The study analyzed the peripheral blood methylome of patients with RA across time in a longitudinal discovery cohort and a longitudinal validation cohort. Because the efficacy of TNFis in patients with RA is heterogeneous, the researchers sought to identify epigenetic variation that is associated with response to TNFi therapy. With the use of a novel cell deconvolution approach, altered DNA methylation associated with response to TNFi treatment was also tested in the 6 main immune cell types in blood.
Patients from the discovery cohort and the validation cohort were recruited by the Immune-Mediated Inflammatory Diseases Consortium. The 2 longitudinal cohorts were obtained from the rheumatology departments of 12 different university hospitals in Spain.
In the discovery cohort, peripheral blood samples were obtained from 62 adult patients with RA who were initiating TNFi therapy. These patients had a disease activity score for 28 joints (DAS28) of greater than 3.2 at the start of treatment. A second blood sample was obtained for methylation analysis at 12 weeks. The validation cohort was comprised of 60 patients with RA who were chosen using the same criteria as those in the discovery cohort.
At week 12, the efficacy of TNFi therapy was assessed with the use of the European Alliance of Associations for Rheumatology (EULAR) response criteria. The EULAR criteria are based on the temporal change in DAS28, categorizing patients as good, moderate, or nonresponders. Good and moderate patients were grouped into a single responder class.
Treatment with TNFi therapy was associated with significant longitudinal peripheral blood methylation changes in biologic pathways related to RA, with 144 of the 246 pathways (58.5%) shown to be differentially methylated in the discovery cohort (false-discovery rate [FDR], <0.05). When the 144 pathways were analyzed in the validation cohort, a total of 139 biological functions (96.5%) were modified with TNFi therapy. Resampling testing of the methylation direction analysis supported the same methylation changes in 84.2% (117 of 139) of these pathways.
When the researchers tested whether RA pathways were also linked to clinical response to TNFi therapy, a total of 6 RA pathways differed significantly at week 0 between responders and nonresponders (2.4%; FDR, <0.05) in the discovery cohort. The association of 4 of them with response was replicated in the validation cohort when tested in the validation cohort (FDR, <0.05).

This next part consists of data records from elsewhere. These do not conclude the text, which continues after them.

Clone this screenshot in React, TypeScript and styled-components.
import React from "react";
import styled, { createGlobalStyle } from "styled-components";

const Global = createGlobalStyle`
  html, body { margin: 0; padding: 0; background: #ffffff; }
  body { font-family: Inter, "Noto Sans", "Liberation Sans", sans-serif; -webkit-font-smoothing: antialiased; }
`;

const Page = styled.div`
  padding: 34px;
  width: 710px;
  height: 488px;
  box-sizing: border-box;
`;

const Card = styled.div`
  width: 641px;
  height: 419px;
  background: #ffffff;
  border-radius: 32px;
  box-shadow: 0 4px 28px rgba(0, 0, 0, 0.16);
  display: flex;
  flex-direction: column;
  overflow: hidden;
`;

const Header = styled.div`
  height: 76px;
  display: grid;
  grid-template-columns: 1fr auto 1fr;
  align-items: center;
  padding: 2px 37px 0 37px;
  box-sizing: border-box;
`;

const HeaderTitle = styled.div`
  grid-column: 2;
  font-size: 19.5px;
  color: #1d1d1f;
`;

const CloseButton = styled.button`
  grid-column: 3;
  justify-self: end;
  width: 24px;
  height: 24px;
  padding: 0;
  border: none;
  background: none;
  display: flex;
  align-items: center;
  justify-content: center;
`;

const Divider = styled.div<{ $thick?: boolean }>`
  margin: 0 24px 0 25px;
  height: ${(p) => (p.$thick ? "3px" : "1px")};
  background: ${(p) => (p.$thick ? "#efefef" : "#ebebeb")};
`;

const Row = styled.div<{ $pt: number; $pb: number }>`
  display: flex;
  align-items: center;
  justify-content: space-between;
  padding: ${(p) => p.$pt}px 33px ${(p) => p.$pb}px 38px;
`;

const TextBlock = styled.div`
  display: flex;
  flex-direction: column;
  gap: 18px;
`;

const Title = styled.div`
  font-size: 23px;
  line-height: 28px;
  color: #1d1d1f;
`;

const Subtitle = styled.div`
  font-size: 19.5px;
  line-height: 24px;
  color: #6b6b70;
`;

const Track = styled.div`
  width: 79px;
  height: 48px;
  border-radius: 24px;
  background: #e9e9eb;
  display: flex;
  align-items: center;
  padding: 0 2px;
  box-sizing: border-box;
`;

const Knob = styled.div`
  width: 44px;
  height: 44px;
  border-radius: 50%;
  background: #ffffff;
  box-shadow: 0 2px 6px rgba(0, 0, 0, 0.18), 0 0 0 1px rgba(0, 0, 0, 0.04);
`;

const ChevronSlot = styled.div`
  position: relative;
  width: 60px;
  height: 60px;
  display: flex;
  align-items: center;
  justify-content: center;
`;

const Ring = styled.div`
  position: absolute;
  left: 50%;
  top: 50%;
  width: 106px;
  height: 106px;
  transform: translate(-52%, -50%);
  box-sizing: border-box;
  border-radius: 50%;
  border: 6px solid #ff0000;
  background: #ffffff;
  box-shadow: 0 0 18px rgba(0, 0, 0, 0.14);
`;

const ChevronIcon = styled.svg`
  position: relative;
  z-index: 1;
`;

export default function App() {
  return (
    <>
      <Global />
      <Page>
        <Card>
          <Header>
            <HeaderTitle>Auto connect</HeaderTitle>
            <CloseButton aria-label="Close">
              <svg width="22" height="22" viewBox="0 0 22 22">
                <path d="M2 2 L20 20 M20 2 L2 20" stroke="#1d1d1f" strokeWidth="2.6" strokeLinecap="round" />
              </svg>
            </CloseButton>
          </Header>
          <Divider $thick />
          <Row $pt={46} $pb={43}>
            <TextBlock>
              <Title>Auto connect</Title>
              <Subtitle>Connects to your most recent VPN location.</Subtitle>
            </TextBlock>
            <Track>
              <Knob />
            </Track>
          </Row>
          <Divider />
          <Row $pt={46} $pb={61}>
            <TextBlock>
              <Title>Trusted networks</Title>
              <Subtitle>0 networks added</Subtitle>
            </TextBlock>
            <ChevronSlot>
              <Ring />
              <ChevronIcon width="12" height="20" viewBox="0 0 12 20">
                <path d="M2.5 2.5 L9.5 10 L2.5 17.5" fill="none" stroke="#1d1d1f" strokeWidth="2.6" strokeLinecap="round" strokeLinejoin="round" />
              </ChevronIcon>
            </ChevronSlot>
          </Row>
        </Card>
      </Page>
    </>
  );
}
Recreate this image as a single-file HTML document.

Differences in the methylation profile of T-cell activation and differentiation, GTPase-mediated signaling, and actin filament organization pathways were all linked to clinical response to treatment.
A major limitation of the study was the fact that the lack of statistical power of small cohorts may have hampered the discovery of other biologically relevant pathways that contribute to the response to TNFi therapy or the investigation of clinical subgroups of patients.
The researchers concluded that additional studies are warranted to fully understand the mechanisms behind the methylation variation that was identified at baseline in order to predict patient response to TNFi therapy. This study will hopefully establish the basis for the development of epigenetic-based biomarkers for patient stratification and provide support for alternative, more efficacious therapies for TNFi nonresponders.